После прочтения пассажа из письма лорда Камнора оба они отнюдь не горели желанием продолжить прерванный разговор. Мистер Гибсон пытался выбросить мысли об этом из головы, поскольку осознавал, что в противном случае он может выдумать невесть что, в том числе и насчет беседы, которая закончилась его предложением руки и сердца. Но леди Камнор проявила властность и здесь, как привыкла поступать всегда.

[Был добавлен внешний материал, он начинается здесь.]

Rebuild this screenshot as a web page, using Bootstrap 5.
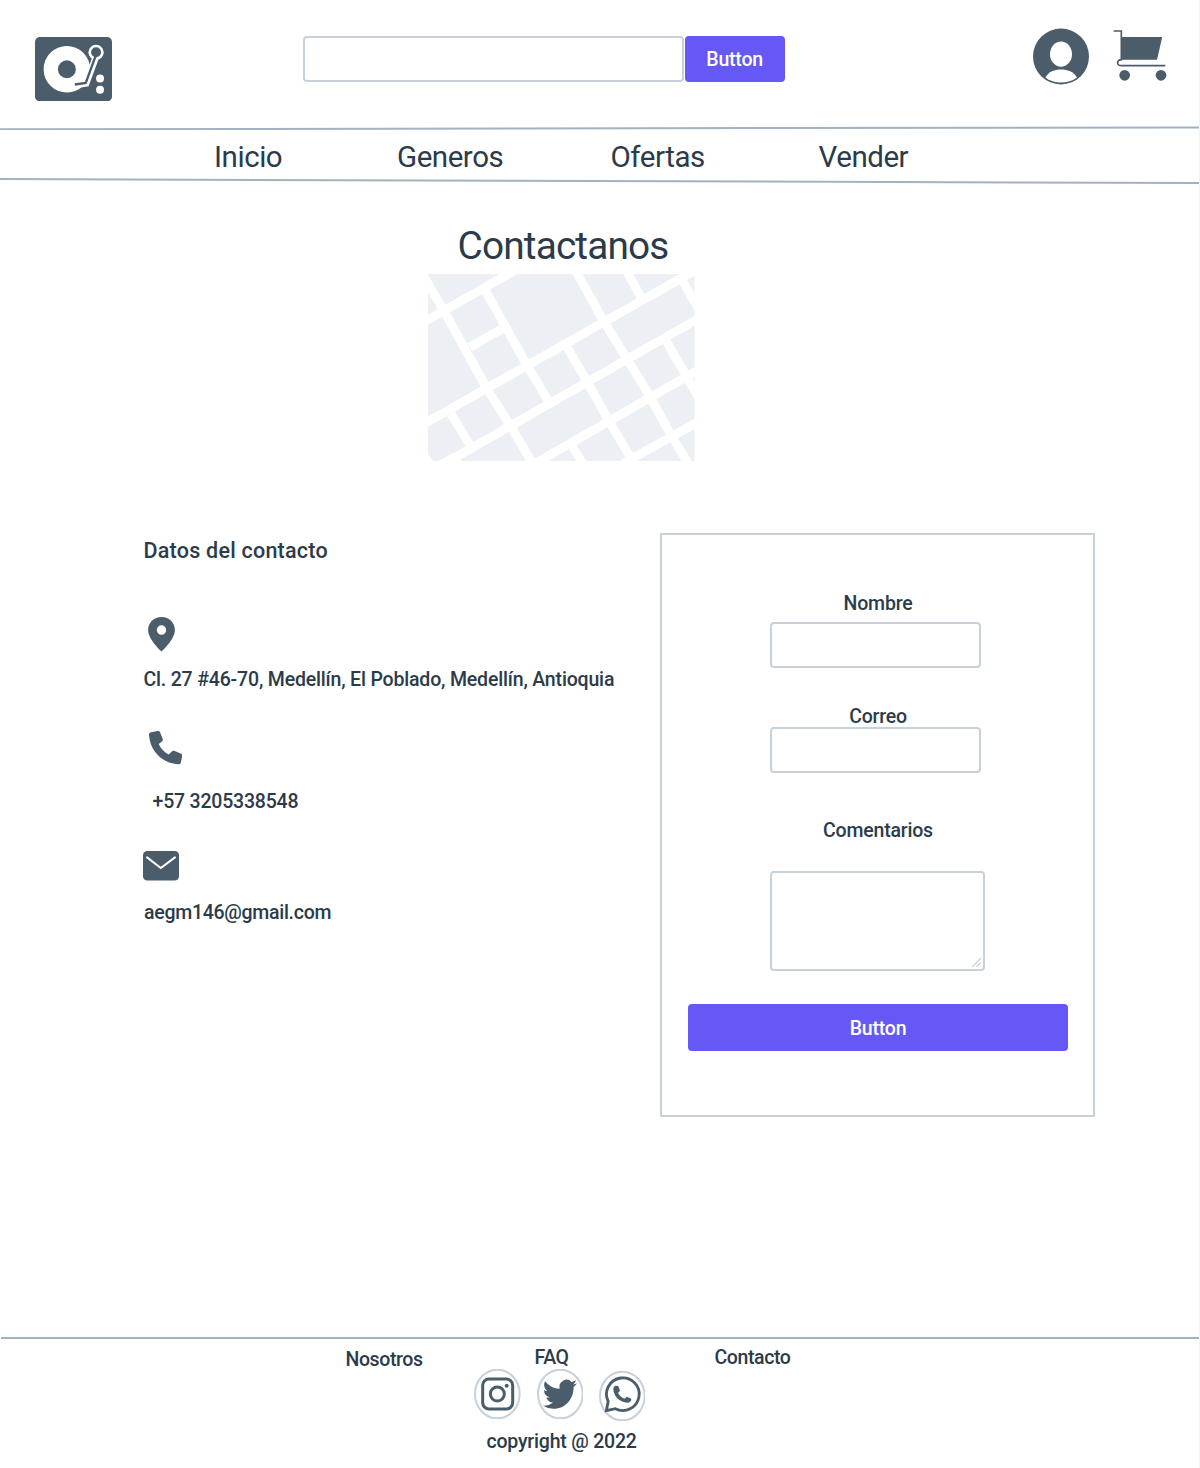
<!DOCTYPE html>
<html lang="es">
<head>
<meta charset="utf-8">
<meta name="viewport" content="width=device-width, initial-scale=1">
<title>Contactanos</title>
<link href="https://cdn.jsdelivr.net/npm/bootstrap@5.3.0/dist/css/bootstrap.min.css" rel="stylesheet">
<style>
  :root { --ink:#2c3b49; --icon:#4b5c6a; --edge:#c8d1da; --accent:#6558f5; }
  body { font-family:Roboto,"Liberation Sans",sans-serif; color:var(--ink); font-size:19.5px; line-height:22px; font-weight:500; letter-spacing:-.2px; background:#fff; }
  svg { display:block; flex:none; }
  .page { width:1200px; height:1468px; border-right:1px solid #f4f5f6; overflow:hidden; }
  .top { height:126px; padding:28px 32px 0 35px; }
  .brand-mark { margin-top:8.5px; }
  .search { margin:7.5px 0 0 190.6px; gap:1px; }
  .field { border:2px solid var(--edge); border-radius:4px; padding:0; height:46px; background:#fff; }
  .search .field { width:381px; }
  .btn-accent { --bs-btn-bg:var(--accent); --bs-btn-color:#fff; --bs-btn-border-width:0; --bs-btn-hover-bg:#5548e0; --bs-btn-hover-color:#fff;
    --bs-btn-border-radius:4px; --bs-btn-font-weight:500; --bs-btn-font-size:19.5px; --bs-btn-padding-y:0; --bs-btn-padding-x:0; height:46.5px; line-height:22px; letter-spacing:-.2px; padding-top:2px; }
  .search .btn-accent { width:100px; }
  .panel .btn-accent { height:47px; padding-top:3px; padding-left:1px; }
  .tools { gap:24.5px; }
  .menu { height:48px; padding:10px 0 0 214px; display:grid; grid-template-columns:183px 213.5px 208px auto; font-size:29.5px; line-height:34px; font-weight:400; letter-spacing:-.45px; }
  .menu a, .foot a { color:inherit; text-decoration:none; }
  .hero { width:1123px; padding-top:38.5px; }
  .hero h1 { font-size:38.8px; line-height:46px; font-weight:400; margin:0 0 5.5px; padding-left:3px; letter-spacing:-.85px; }
  .details { margin-top:72px; }
  .info { width:660px; padding:5px 0 0 143px; }
  .info h2 { font-size:21.5px; line-height:26px; font-weight:500; margin:0 0 53px .5px; letter-spacing:.24px; }
  .pin { margin-left:4.5px; }
  .addr { margin:17.5px 0 0 .4px; letter-spacing:-.17px; }
  .handset { margin:40px 0 0 5.5px; }
  .phone { margin:26.5px 0 0 9.5px; }
  .envelope { margin-top:38px; }
  .mail { margin:21.5px 0 0 1px; letter-spacing:-.28px; }
  .panel { width:435px; height:583.5px; border:2px solid var(--edge); padding:57.5px 25.5px 0; }
  .panel label { display:block; height:22px; padding-left:1px; }
  .panel .field { width:211px; margin-right:4px; }
  .panel #nombre { margin-top:7px; }
  .gap-correo { margin-top:38px; }
  .panel #correo { margin-top:-1px; }
  .gap-coment { margin-top:47px; }
  .panel textarea.field { width:215px; height:100px; resize:none; display:block; margin:0; }
  .area { position:relative; margin:29px 0 33px; }
  .grip { position:absolute; right:3px; bottom:3px; }
  .foot { margin-top:220px; }
  .rule { height:2px; background:#a3b2c1; margin:0 0 0 1px; }
  .links { padding:8px 0 0 345.5px; height:30px; display:grid; grid-template-columns:189px 180px auto; letter-spacing:-.4px; }
  .links a:first-child { padding-top:2px; }
  .social { padding-left:474.4px; gap:15.5px; }
  .whats { margin-top:2px; }
  .copy { margin:10px 0 0 486.5px; }
</style>
</head>
<body>
<div class="page">
  <header class="top d-flex align-items-start">
    <svg class="brand-mark" width="77" height="64.5" viewBox="44 48 232 194">
      <rect x="44" y="48" width="232" height="194" rx="15" fill="#4b5c6a"/>
      <circle cx="140" cy="145" r="70" fill="#fff"/><circle cx="140" cy="145" r="27" fill="#4b5c6a"/>
      <path d="M226 112 198 187 163 193" fill="none" stroke="#fff" stroke-width="20"/>
      <circle cx="228" cy="94" r="23" fill="#fff"/><circle cx="228" cy="94" r="15" fill="#4b5c6a"/>
      <path d="M227 104 197 186 164 191" fill="none" stroke="#4b5c6a" stroke-width="7"/>
      <circle cx="240" cy="173" r="12" fill="#fff"/><circle cx="240" cy="207" r="12" fill="#fff"/>
    </svg>
    <form class="search d-flex">
      <input class="field" type="text" aria-label="Buscar">
      <button class="btn btn-accent" type="button">Button</button>
    </form>
    <div class="tools d-flex ms-auto">
      <svg width="56" height="57" viewBox="69 40 168 170">
        <circle cx="153" cy="125" r="84" fill="#4b5c6a"/><ellipse cx="153" cy="118" rx="33" ry="38" fill="#fff"/>
        <path d="M106 188C116 170 134 164 153 164S191 170 201 188C176 208 130 208 106 188Z" fill="#fff"/>
      </svg>
      <svg width="54" height="54" viewBox="308 39 162 162">
        <path d="M310 48H333V135" fill="none" stroke="#4b5c6a" stroke-width="5"/>
        <path d="M333 66H453Q456 66 455 69L440 134H333Z" fill="#4b5c6a"/>
        <path d="M335 134C318 134 318 152 332 152H465" fill="none" stroke="#4b5c6a" stroke-width="5"/>
        <circle cx="343" cy="181" r="16" fill="#4b5c6a"/><circle cx="452" cy="181" r="16" fill="#4b5c6a"/>
      </svg>
    </div>
  </header>
  <svg width="1200" height="4" viewBox="0 0 1200 4"><path d="M0 3.300 1200 1.400" stroke="#a3b2c1" stroke-width="2"/></svg>
  <nav class="menu"><a href="#">Inicio</a><a href="#">Generos</a><a href="#">Ofertas</a><a href="#">Vender</a></nav>
  <svg width="1200" height="6" viewBox="0 0 1200 6"><path d="M0 1.100 1200 5" stroke="#a3b2c1" stroke-width="2"/></svg>

  <section class="hero d-flex flex-column align-items-center">
    <h1>Contactanos</h1>
    <svg width="266.5" height="187" viewBox="24 163 800 560" preserveAspectRatio="none">
      <path fill="#eceff4" d="M24 163H824V723H24Z"/>
      <g stroke="#fff" stroke-width="26.500" fill="none">
        <path d="M10 308 290 149M10 613 840 144M80 727 840 294M345 731 840 448M610 730 840 603M150 382 245 328"/>
        <path d="M0 151 70 270 200 505 270 615 341 735M195 210 320 435 388 548M466 151 550 302 620 415 690 530 755 648 808 735M440 380 500 482 565 600 640 725M618 151 665 235M785 178 840 275M740 365 800 470 840 540M93 582 152 678M456 678 491 735"/>
      </g>
      <path fill="#fff" d="M24 703 40 723H24ZM55 723 100 698 125 723Z"/>
    </svg>
  </section>

  <main class="details d-flex">
    <section class="info">
      <h2>Datos del contacto</h2>
      <svg class="pin" width="27" height="34.5" viewBox="53 260 80 103"><path fill="#4b5c6a" fill-rule="evenodd" d="M93 260C70 260 53 277 53 299 53 328 93 363 93 363S133 328 133 299C133 277 116 260 93 260ZM93 285a14 14 0 1 1 0 28 14 14 0 0 1 0-28Z"/></svg>
      <div class="addr">Cl. 27 #46-70, Medellín, El Poblado, Medellín, Antioquia</div>
      <svg class="handset" width="33.5" height="33.5" viewBox="56 33 100 100"><path fill="#4b5c6a" d="M56 42Q57 38 62 37L82 33Q87 32 89 37L97 57Q98 61 95 64L85 72C91 86 101 96 115 103L124 94Q127 91 131 92L152 101Q156 103 155 108L151 128Q150 133 144 132C95 130 58 92 56 42Z"/></svg>
      <div class="phone">+57 3205338548</div>
      <svg class="envelope" width="36" height="29.5" viewBox="40 392 107 88" preserveAspectRatio="none"><rect x="40" y="392" width="107" height="88" rx="13" fill="#4b5c6a"/><path d="M52 411 93 443 135 411" fill="none" stroke="#fff" stroke-width="6" stroke-linecap="round"/></svg>
      <div class="mail">aegm146@gmail.com</div>
    </section>
    <form class="panel d-flex flex-column align-items-center">
      <label for="nombre">Nombre</label>
      <input class="field" id="nombre" type="text">
      <label class="gap-correo" for="correo">Correo</label>
      <input class="field" id="correo" type="text">
      <label class="gap-coment" for="coment">Comentarios</label>
      <div class="area">
        <textarea class="field" id="coment"></textarea>
        <svg class="grip" width="11" height="11" viewBox="0 0 11 11"><path d="M1 10 10 1M5.500 10 10 5.500" stroke="#c8d1da" stroke-width="1.200"/></svg>
      </div>
      <button class="btn btn-accent w-100" type="button">Button</button>
    </form>
  </main>

  <footer class="foot">
    <div class="rule"></div>
    <div class="links"><a href="#">Nosotros</a><a href="#">FAQ</a><a href="#">Contacto</a></div>
    <div class="social d-flex">
      <svg width="46.700" height="50" viewBox="42 117 140 150"><ellipse cx="112" cy="192" rx="67" ry="73" fill="#fff" stroke="#c8d1da" stroke-width="6"/><g fill="none" stroke="#4b5c6a" stroke-width="9"><rect x="68" y="147" width="90" height="90" rx="19"/><circle cx="112" cy="192" r="21"/></g><circle cx="140" cy="167" r="6" fill="#4b5c6a"/></svg>
      <svg width="46.700" height="50" viewBox="230 117 140 150"><ellipse cx="300" cy="192" rx="67" ry="73" fill="#fff" stroke="#c8d1da" stroke-width="6"/><path transform="translate(247 136) scale(6.450 6.700)" fill="#4b5c6a" d="M5.026 15c6.038 0 9.341-5.003 9.341-9.334 0-.14 0-.282-.006-.422A6.685 6.685 0 0 0 16 3.542a6.658 6.658 0 0 1-1.889.518 3.301 3.301 0 0 0 1.447-1.817 6.533 6.533 0 0 1-2.087.793A3.286 3.286 0 0 0 7.875 6.030a9.325 9.325 0 0 1-6.767-3.429 3.289 3.289 0 0 0 1.018 4.382A3.323 3.323 0 0 1 .64 6.575v.045a3.288 3.288 0 0 0 2.632 3.218 3.203 3.203 0 0 1-.865.115 3.230 3.230 0 0 1-.614-.057 3.283 3.283 0 0 0 3.067 2.277A6.588 6.588 0 0 1 .78 13.580a6.320 6.320 0 0 1-.78-.045A9.344 9.344 0 0 0 5.026 15z"/></svg>
      <svg class="whats" width="46.700" height="50" viewBox="416 123 140 150"><ellipse cx="486" cy="198" rx="67" ry="73" fill="#fff" stroke="#c8d1da" stroke-width="6"/><path d="M443.500 214A49 49 0 1 1 465 236L438 242Z" fill="none" stroke="#4b5c6a" stroke-width="8.500"/><path fill="#4b5c6a" d="M459 178Q459 168 468 167L474 169 479 182 473 189C477 197 484 203 493 206L499 200 513 206Q513 217 501 218C480 218 460 200 459 178Z"/></svg>
    </div>
    <div class="copy">copyright @ 2022</div>
  </footer>
</div>
<script src="https://cdn.jsdelivr.net/npm/bootstrap@5.3.0/dist/js/bootstrap.bundle.min.js"></script>
</body>
</html>
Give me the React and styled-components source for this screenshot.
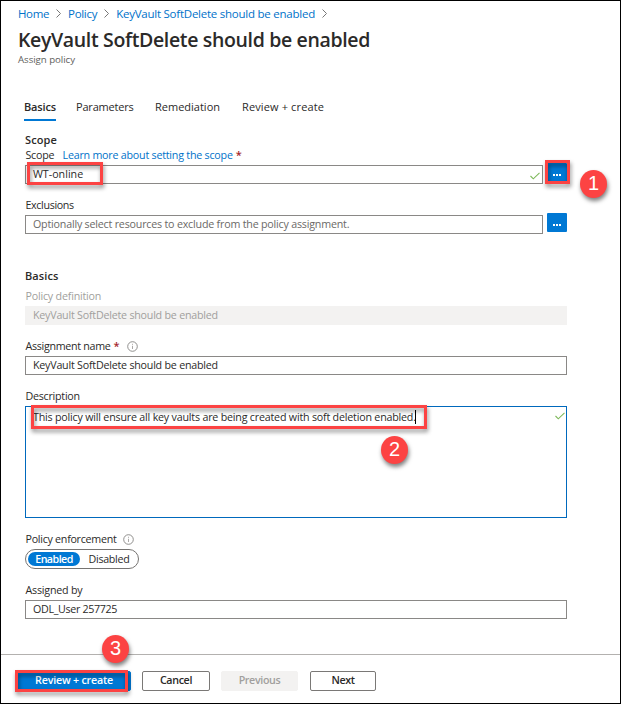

– Ступайте, ступайте. Я всегда заставляю своих девочек поговорить tête-à-tête с мужчинами, которые должны стать их мужьями, хотят они того или нет: имеется великое множество вещей, которые нужно обговорить перед любым браком, а вы двое достаточно взрослые, чтобы обойтись без ненужной аффектации. А теперь отправляйтесь.
Итак, им ничего не оставалось, кроме как вернуться обратно в библиотеку. Миссис Киркпатрик обиженно надула губки, зато мистер Гибсон чувствовал себя в своей привычной, холодновато-саркастической манере, причем куда сильнее, чем когда был в этой комнате в последний раз.
Она начала первой, давясь слезами:
– Не представляю себе, что сказал бы бедный Киркпатрик, если бы узнал о том, что я наделала. Бедняга, сама идея второго брака была ему отвратительна.
– В таком случае будем надеяться, что он ничего и не узнает, а если все-таки узнал, то стал умнее – я имею в виду, что теперь он видит, как в некоторых случаях второй брак может быть самым желанным и целесообразным событием.
В общем и целом, следует признать, что этот второй tête-à-tête, совершенный по приказу, оказался не столь удовлетворительным, как первый. К тому же мистер Гибсон помнил о необходимости продолжить обход и осмотреть своих пациентов, чтобы не опоздать совсем уж неприличным образом.
"Пройдет совсем немного времени, и мы освоимся и притремся друг к другу, в чем я не сомневаюсь, – сказал он себе, отъезжая прочь. – Едва ли можно ожидать, что наши мысли сразу же двинутся в одном и том же направлении. Да мне бы это и не понравилось, – добавил он. – Должно быть, это ужасно скучно и косно – слышать от своей жены лишь эхо собственных мыслей. Ладно! Я должен рассказать обо всем Молли. Моя дорогая маленькая женщина, хотел бы я знать, как она примет эти новости! Но ведь в значительной степени я поступаю так ради ее же блага". И он принялся самозабвенно перечислять добродетели миссис Киркпатрик и все те преимущества, которые должна была обрести его дочь после шага, только что совершенного им.
В тот день было уже слишком поздно заезжать в Хэмли. Тауэрз и его окрестности располагались в противоположной стороне от Хэмли. Так что в поместье мистер Гибсон прибыл только на следующее утро, подгадав время своего визита таким образом, чтобы он мог поговорить полчаса наедине с Молли, прежде чем миссис Хэмли сойдет в гостиную. Мистер Гибсон полагал, что дочери потребуется участие и сочувствие после того, как она узнает новости, которые он желал ей сообщить. А еще он знал, что никто не сможет дать оные лучше миссис Хэмли.